ペンキ塗りなどは、多動の子にとってとても嬉しい体験ができる。人類は元々みんな注意欠陥・多動だった。おとなが、発達障がいの子に対して、この子と一緒にいるのはどうやったら楽しくなるのかを考えていく。この子がいて当たり前という社会であること。導くよりも寄り添うこと。規制の制度や仕組みの枠からこぼれ落ちる子ども。若者たちがいる。むりやり合わせるのではなく、子ども・若者の「いのち」の方へ制度や仕組みを引き寄せていくことがミッションである。

〈最後に〉ドイツ 子ども権利条例の制定記念、大人への報告集会にて
~子どもからおとなへ~
 まず、おとなが幸せでいてください。おとなが幸せでないのに子どもだけ幸せになれません。おとなが幸せでないと、虐待とか体罰が起きます。条例に、子どもは愛情を持って育まれるとありますが、まず家庭や学校、地域の中でおとなが幸せでいてほしいのです。
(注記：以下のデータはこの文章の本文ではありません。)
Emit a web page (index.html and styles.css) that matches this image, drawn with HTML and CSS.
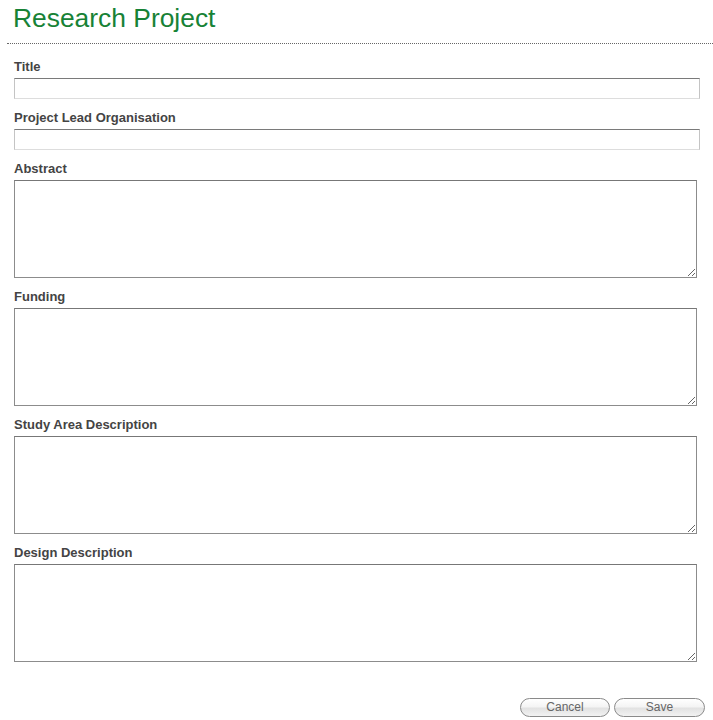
FILE: index.html
```html
<!DOCTYPE html>
<html>
<head>
<meta charset="utf-8">
<title>Research Project</title>
<link rel="stylesheet" href="styles.css">
</head>
<body>
<div class="page">
  <h1 class="heading">Research Project</h1>
  <div class="rule"></div>
  <form class="form">
    <div class="field">
      <label class="label">Title</label>
      <input class="text" type="text">
    </div>
    <div class="field">
      <label class="label">Project Lead Organisation</label>
      <input class="text" type="text">
    </div>
    <div class="field">
      <label class="label">Abstract</label>
      <textarea class="area"></textarea>
    </div>
    <div class="field">
      <label class="label">Funding</label>
      <textarea class="area"></textarea>
    </div>
    <div class="field">
      <label class="label">Study Area Description</label>
      <textarea class="area"></textarea>
    </div>
    <div class="field">
      <label class="label">Design Description</label>
      <textarea class="area"></textarea>
    </div>
    <div class="actions">
      <button type="button" class="btn btn-cancel">Cancel</button>
      <button type="button" class="btn btn-save">Save</button>
    </div>
  </form>
</div>
</body>
</html>
```
FILE: styles.css
```css
html, body {
  margin: 0;
  padding: 0;
  background: #ffffff;
}

.page {
  padding-left: 7px;
  font-family: "Liberation Sans", Arial, sans-serif;
}

.heading {
  margin: 3px 0 10px 0;
  padding-left: 6px;
  font-size: 26.4px;
  line-height: 30px;
  font-weight: normal;
  color: #178236;
}

.rule {
  height: 0;
  border-top: 1px dotted #666666;
}

.form {
  padding: 16px 0 0 7px;
  margin: 0;
}

.field {
  display: flex;
  flex-direction: column;
  align-items: flex-start;
  margin-bottom: 12px;
}

.label {
  display: block;
  font-size: 13px;
  line-height: 14px;
  font-weight: bold;
  color: #444444;
  margin-bottom: 4px;
}

.text {
  box-sizing: border-box;
  width: 686px;
  height: 21px;
  margin: 0;
  padding: 2px 3px;
  border-style: solid;
  border-width: 1px;
  border-color: #7a7a7a #c4c4c4 #dddddd #c4c4c4;
  background: #ffffff;
  outline: none;
}

.area {
  box-sizing: border-box;
  width: 683px;
  height: 98px;
  margin: 0;
  padding: 2px;
  border-style: solid;
  border-width: 1px;
  border-color: #777777 #8c8c8c #8c8c8c #8c8c8c;
  background: #ffffff;
  resize: both;
  outline: none;
}

.actions {
  display: flex;
  justify-content: flex-end;
  gap: 4px;
  margin-top: 36px;
  padding-right: 8px;
}

.btn {
  box-sizing: border-box;
  height: 19px;
  margin: 0;
  padding: 0;
  border: 1px solid #8a8a8a;
  border-radius: 10px;
  background: linear-gradient(#ffffff 0%, #f4f4f4 45%, #e2e2e2 55%, #f2f2f2 100%);
  font-family: "Liberation Sans", Arial, sans-serif;
  font-size: 12px;
  line-height: 17px;
  color: #666666;
  text-align: center;
}

.btn-cancel {
  width: 90px;
}

.btn-save {
  width: 91px;
}
```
子どもはそういう中で安心して生きることができます。
                   川崎市は母子手帳にこの言葉を載せています。

< 参加者の感想より>
●「子どもを真ん中におく」ということを忘れてはいけないですね。改めて思い出させてもらいました。

●子どもの権利について西野さんのお話を伺うことができたことに感謝します。保育の仕事をしているので、今のこどもを取り巻く社会の環境の息苦しさに疑問を感じておりました。この社会の中で、どう子どもを育てていくべきか、実際に子どもと関わり続けている西野の先生のお話は感動的であり、これから子どもと関わる上での貴重なものとなりました。

●何もしないを保証、無駄な時間が大切は耳が痛かった。ケガは自己責任というのは、私は抵抗があったが、最後説明を聞けて良かった。フォローは大事ですね。

●今日はありがとうございました。生まれてきてくれてありがとう。子どもへのメッセージは心から本当にシンプルなのだと思いました。

●自分が今、まさしく悩んでいた事の答えの1つをいただき、驚くとともにとてもよかったと思っています。ありがとうございました。

●とても貴重なお話ありがとうございました。子どもはきっと昔も今も変わっていない。環境と周りの大人とのかかわり方だなぁ~と思っています。子どもは社会の宝。我が子も含めて大切にしたいと改めて思いました。

●本当に子どもたちにとっても、大人にとっても生きにくい世の中になっていますね。子どもたちのためと言いながら、大人も元気でいなくては・・・泣かされました。遊び場だけでなく、やっぱり(子どもの権利の)条例も必要だと思いました。

●たくさんのお話が聞けて嬉しかったです。子どもに大切な事がどんなことかよくわかりました。

●先生の熱心なお話に感動しました。こんな取組みが川崎で行われているってことは、東京、福生でも挑戦できるんです!すごい!

●親の覚悟が必要だと思いました。

●学校での発表会で失敗しないよう無難にこなせる種目を私が選んで、ちがう種目を子どもが決めてきた時おこってしまって後悔したところです。もっと失敗させます。

●子どもの権利ってわかりにくいことがありますが、西野先生の子どもの世界感がわかると見えてくるものがあり、理解できます。とても感動しました。めんどうくさいかかわり方深くむずかしいと思いました。

●「子どもの権利条例」の制定から始まり、どの話も(いい意味で)ガツンと衝撃的な内容で、こんなにも丁寧に真剣に、こどもの幸せのために長年活動してこられた西野さんのお話に何度も涙が出ました。ここで育まれた幸せは子どもたちの一生の財産になるはずで、私もまわりの子どもたちのために何かできるか真剣に考えてやっていきたいと思いました。今この話が聞けて本当によかったです。ありがとうございました。

●とてもいいお話でした。自分の市でもプレイパークができるとよい。自分が子どものころに比べ、今の子どもの遊びが貧弱になっている。

●友人に誘われて来ましたが、とてもよかったです。福生にも居場所のない子どもたちがたくさんいます。その子どもたちにもフリースペースのような場所があればよいのにと思っています。先月、プレイパーク福生(子どもの遊びを考える会の一日プレイパーク)行ってきました。常設であればよいです。福生の人もいましたが、羽村あきる野などの人も多かったので、もっと福生の人にたくさん知ってほしい。子ども権利条例を福生でぜひつくってほしいです。子どもたちと協力したいです。

●子どもの本来持つ力をもって信じていいのですね。子どもたちが、主体的で実践的な経験を積む機会が減っている現状を認識し、大人が意識的につくっていく必要をさらに感じました。親密になるには「胃袋をつかむ」というのは、なるぼど!と思いました。